Wednesday, March 19, 2025

 
HomeMOVIESHow Dead Lover Mixes Pulpy Camp With Emotional Sincerity Explained By Director...

How Dead Lover Mixes Pulpy Camp With Emotional Sincerity Explained By Director & Cast


Mary Shelley’s Frankenstein has gotten a colorful and theatrical new take from award-winning filmmaker Grace Glowicki with Dead Lover, which recently arrived at SXSW. The film marks Glowicki’s second feature-length effort in the director’s chair, and her first in five years since debuting with the darkly comedic thriller Tito, which also screened at SXSW and netted her the Adam Yauch Hörnblowér Award. Dead Lover also previously made its world premiere at this year’s Sundance Film Festival, where it garnered strong reviews for its zany take on the iconic sci-fi fantasy tale.

In addition to directing, Glowicki leads the Dead Lover cast as Gravedigger, a lonely woman who longs to fall in love with someone, though fails to attract anyone’s attention due to the aroma of dead bodies that lingers on her from her job.

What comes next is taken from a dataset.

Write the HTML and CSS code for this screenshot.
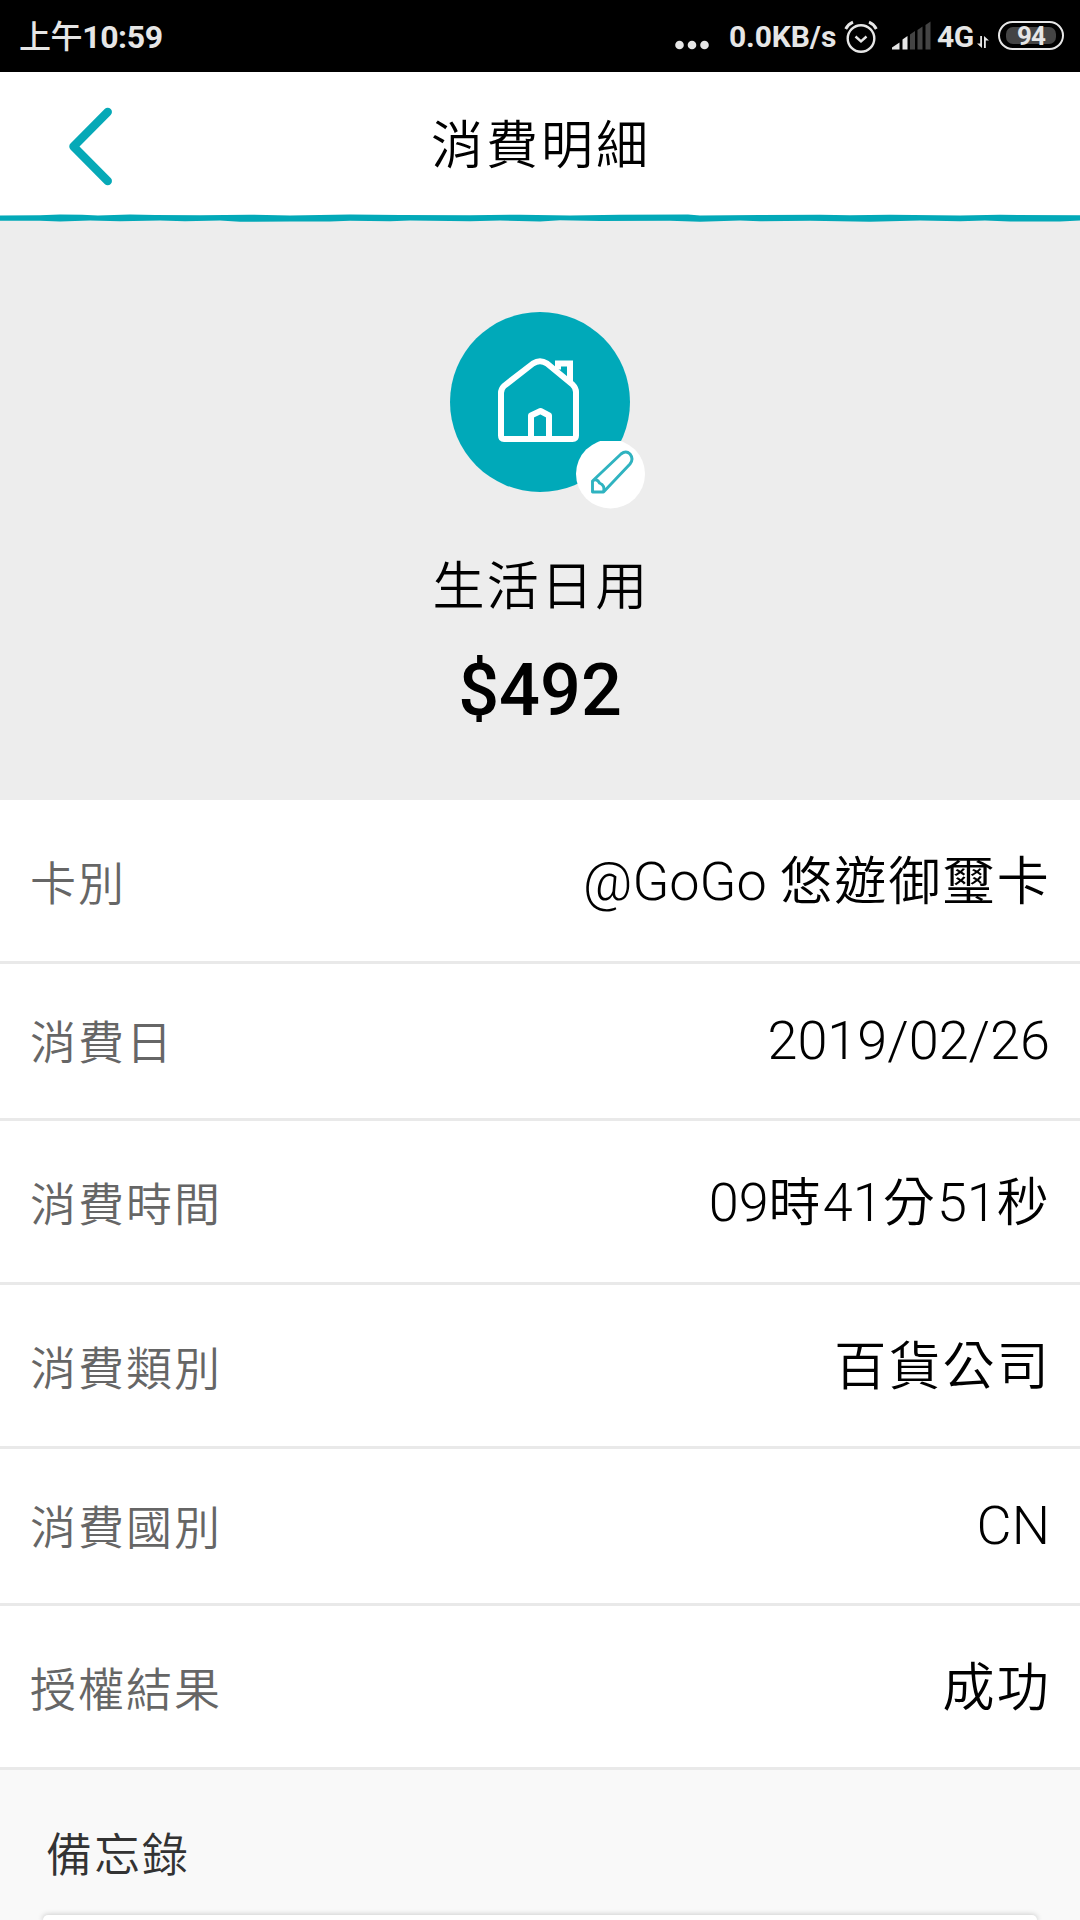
FILE: index.html
```html
<!DOCTYPE html>
<html lang="zh-Hant">
<head>
<meta charset="utf-8">
<title>消費明細</title>
<link rel="stylesheet" href="styles.css">
</head>
<body>
<div class="status">
  <span class="clock"><span class="meridiem">上午</span>10:59</span>
  <div class="status-right">
    <svg class="dots" width="34" height="10" viewBox="0 0 34 10"><circle cx="4.5" cy="5" r="4.3"/><circle cx="17" cy="5" r="4.3"/><circle cx="29.5" cy="5" r="4.3"/></svg>
    <span class="speed">0.0KB/s</span>
    <svg class="alarm" width="34" height="34" viewBox="0 0 34 34" fill="none" stroke="#e6e6e6"><circle cx="17" cy="18.5" r="13.3" stroke-width="2.4"/><path d="M11.5 16.5l5.5 5 5.500-5" stroke-width="2.4"/><path d="M1.700 9Q4.500 4 9 2.200M32.300 9Q29.500 4 25 2.200" stroke-width="3"/></svg>
    <svg class="signal" width="40" height="30" viewBox="0 0 40 30"><path d="M1 28.500V26.500L8.500 21.500V28.500z"/><path d="M11.500 18.500 16.500 15V28.500H11.500z"/><g fill="#444"><path d="M19 13.500 24 10V28.500H19z"/><path d="M26.500 9 31.500 5.500V28.500H26.500z"/><path d="M34.500 4 39.500 .5V28.500H34.500z"/></g></svg>
    <span class="network">4G</span>
    <svg class="updown" width="12" height="12" viewBox="0 0 12 12"><path d="M3.200 0H5V12L0 7.500H3.200zM7 12V0L12 4.500H8.800V12z"/></svg>
    <span class="battery"><span class="battery-level">94</span></span>
  </div>
</div>
<header class="header">
  <svg class="back" width="46" height="82" viewBox="0 0 46 82"><path d="M41.700 7 7.500 41.500 41.700 76" fill="none" stroke="#06a9b7" stroke-width="8.500" stroke-linecap="round" stroke-linejoin="round"/></svg>
  <h1 class="title">消費明細</h1>
</header>
<svg class="wave" width="1080" height="8" viewBox="0 0 1080 8"><path d="M0 1.500 40 1.300 60 .6 82 .8 98 1.500 130 .6 155 1 200 1.300 250 .7 290 1.400 350 .6 400 1 470 1.300 520 .7 570 1.500 620 .8 688 .6 700 1.500 760 1 820 .7 850 1.300 890 .8 960 1.400 1000 .8 1080 1.200V6.500L1060 7.600 1010 7.600 985 6.400 960 7.200 920 6.500 870 7.700 810 6.700 760 7.200 740 6.500 700 7.700 670 6.800 600 7 560 6.300 540 7.500 500 6.500 470 7.200 410 6.500 390 7.300 350 6.800 330 7.500 290 7.600 240 7.700 220 6.500 185 7.300 160 6.400 120 7.200 90 6.500 60 7.600 40 6.800 0 6.800z" fill="#03a9b8"/></svg>
<section class="hero">
  <div class="category">
    <svg class="house" width="180" height="180" viewBox="0 0 180 180" fill="none" stroke="#fff" stroke-width="6" stroke-linejoin="round"><circle cx="90" cy="90" r="90" fill="#00a9b9" stroke="none"/><path d="M54 127Q51 127 51 123.500V81Q51 77 54 74L83 51.500Q90 47 97 51.500L122.500 72.500Q126 76 126 80V123.500Q126 127 122.500 127z"/><path d="M81 127V103.500L90.500 99 99 103.500V127"/><path d="M108 57.500V51.500H120V69.500" stroke-linejoin="miter"/></svg>
    <svg class="edit" width="70" height="69" viewBox="0 0 70 69"><circle cx="34.500" cy="33" r="34.500" fill="#fff"/><path d="M16.500 51V40L45 13Q50 9 54 13 58 18 54 23L27.500 51zM16.500 40Q21 37 23.500 42 29.500 44.500 27.500 51" fill="none" stroke="#2fb3c0" stroke-width="2.900" stroke-linejoin="round"/></svg>
  </div>
  <div class="category-name">生活日用</div>
  <div class="amount">$492</div>
</section>
<dl class="details">
  <div class="row"><dt>卡別</dt><dd>@GoGo <span class="han">悠遊御璽卡</span></dd></div>
  <div class="row latin"><dt>消費日</dt><dd>2019/02/26</dd></div>
  <div class="row"><dt>消費時間</dt><dd>09<span class="han">時</span>41<span class="han">分</span>51<span class="han">秒</span></dd></div>
  <div class="row"><dt>消費類別</dt><dd><span class="han">百貨公司</span></dd></div>
  <div class="row latin"><dt>消費國別</dt><dd>CN</dd></div>
  <div class="row"><dt>授權結果</dt><dd><span class="han">成功</span></dd></div>
</dl>
<section class="memo">
  <h2 class="memo-title">備忘錄</h2>
  <div class="memo-box"></div>
</section>
</body>
</html>
```
FILE: styles.css
```css
* { box-sizing: border-box; margin: 0; padding: 0; }
body {
  width: 1080px;
  height: 1920px;
  overflow: hidden;
  display: flex;
  flex-direction: column;
  background: #fff;
  color: #000;
  font-family: Roboto, "Noto Sans CJK TC", sans-serif;
  font-weight: 350;
}
svg { display: block; flex: none; }
.status {
  flex: none;
  height: 72px;
  padding: 0 16px 0 19px;
  display: flex;
  justify-content: space-between;
  background: #000;
  color: #e6e6e6;
  fill: #e6e6e6;
  font-weight: 700;
}
.clock { font-size: 32px; line-height: 74px; letter-spacing: -0.4px; }
.meridiem { font-weight: 500; }
.status-right { display: flex; align-items: flex-start; }
.dots { margin: 40px 20px 0 0; }
.speed { width: 109px; font-size: 30px; line-height: 73px; letter-spacing: -0.1px; white-space: nowrap; }
.alarm { margin: 20px 13px 0 6px; }
.signal { margin: 21px 6px 0 0; }
.network { width: 39px; font-size: 30px; line-height: 73px; letter-spacing: -0.5px; }
.updown { margin: 36px 9px 0 1px; }
.battery {
  width: 66px;
  height: 29px;
  margin-top: 21px;
  padding: 4px 6px;
  border: 2px solid #e6e6e6;
  border-radius: 15px;
  display: flex;
}
.battery-level {
  flex: 1;
  border-radius: 7px;
  background: #444;
  font-size: 26px;
  line-height: 18px;
  text-align: center;
  letter-spacing: -1px;
}
.header {
  flex: none;
  height: 142px;
  padding: 33px 66px;
  display: grid;
  grid-template-columns: 46px 1fr 46px;
}
.title { padding-left: 2px; font-size: 52px; font-weight: 350; line-height: 83px; letter-spacing: 3px; text-align: center; }
.wave { background: linear-gradient(#fff 50%, #ededed 50%); }
.hero {
  flex: none;
  height: 578px;
  padding-top: 90px;
  display: flex;
  flex-direction: column;
  align-items: center;
  background: #ededed;
}
.category { position: relative; height: 180px; }
.edit { position: absolute; left: 126px; top: 129px; }
.category-name { margin-top: 55px; padding-left: 2px; font-size: 52px; line-height: 81px; letter-spacing: 2.3px; }
.amount { margin-top: 20px; font-size: 72px; font-weight: 500; line-height: 86px; }
.details { flex: none; }
.row {
  height: 164px;
  padding: 1px 30px 0 30px;
  display: flex;
  justify-content: space-between;
  align-items: baseline;
  border-bottom: 3px solid #e9e9e9;
}
.row.latin { height: 157px; padding-top: 0; }
.row dt { font-size: 46px; letter-spacing: 2px; color: #666; }
.row dd { font-size: 54px; font-weight: 300; line-height: 161px; white-space: nowrap; }
.row.latin dd { line-height: 154px; }
.han { font-size: 52px; font-weight: 350; letter-spacing: 2.2px; }
.han:last-child { margin-right: -1px; }
.memo { flex: 1; min-height: 0; padding: 48px 43px 0; display: flex; flex-direction: column; background: #f9f9f9; }
.memo-title { padding-left: 3px; font-size: 46px; font-weight: 350; line-height: 74px; letter-spacing: 2px; color: #333; }
.memo-box {
  flex: 1;
  margin-top: 23px;
  border-radius: 20px 20px 0 0;
  background: #fff;
  box-shadow: 0 0 5px 1px rgba(0, 0, 0, 0.17);
}
```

When she finds her dream man, Lover, happiness finally seems on the horizon for her, only for him to drown while at sea, leaving her heartbroken as she’s left with only his severed finger. Driven by her grief, Gravedigger seeks to revive him through a series of madcap experiments.

In honor of the movie’s SXSW premiere, ScreenRant interviewed co-writer/director/producer/star Grace Glowicki, co-writer/producer/star Ben Petrie and stars Leah Doz and Lowen Morrow to discuss Dead Lover. The group reflected on the unique journey of getting the movie made, including the stage rehearsals and trying every character’s role before landing on the ones they play in the final version. Glowicki and Petrie also discuss the movie’s balance of a campier atmosphere with emotionally sincere storytelling, and why the latter was so important to them.

Glowicki Sought To Create Her Own Writers Room Environment On Dead Lover

“…The Foundational Inspiration Was Those Strange Conversations With Those Four Pals.”

While her debut film, Tito, saw her solo write and direct, Glowicki expanded her creative circle going into Dead Lover‘s creation with a group of four other people: fellow filmmakers Haya Waseem and Harry Cepka, the latter of whom worked as a Second Unit Director on Tito; her longtime collaborator and real-life partner, Ben Petrie; and their psychotherapist friend, Matthew Devine. Her goal, as she described, was to “emulate a writers room” with “completely unstructured free association” conversations, in which they would “spitball movie concepts and characters“, which led to the “foundational inspiration” of the film.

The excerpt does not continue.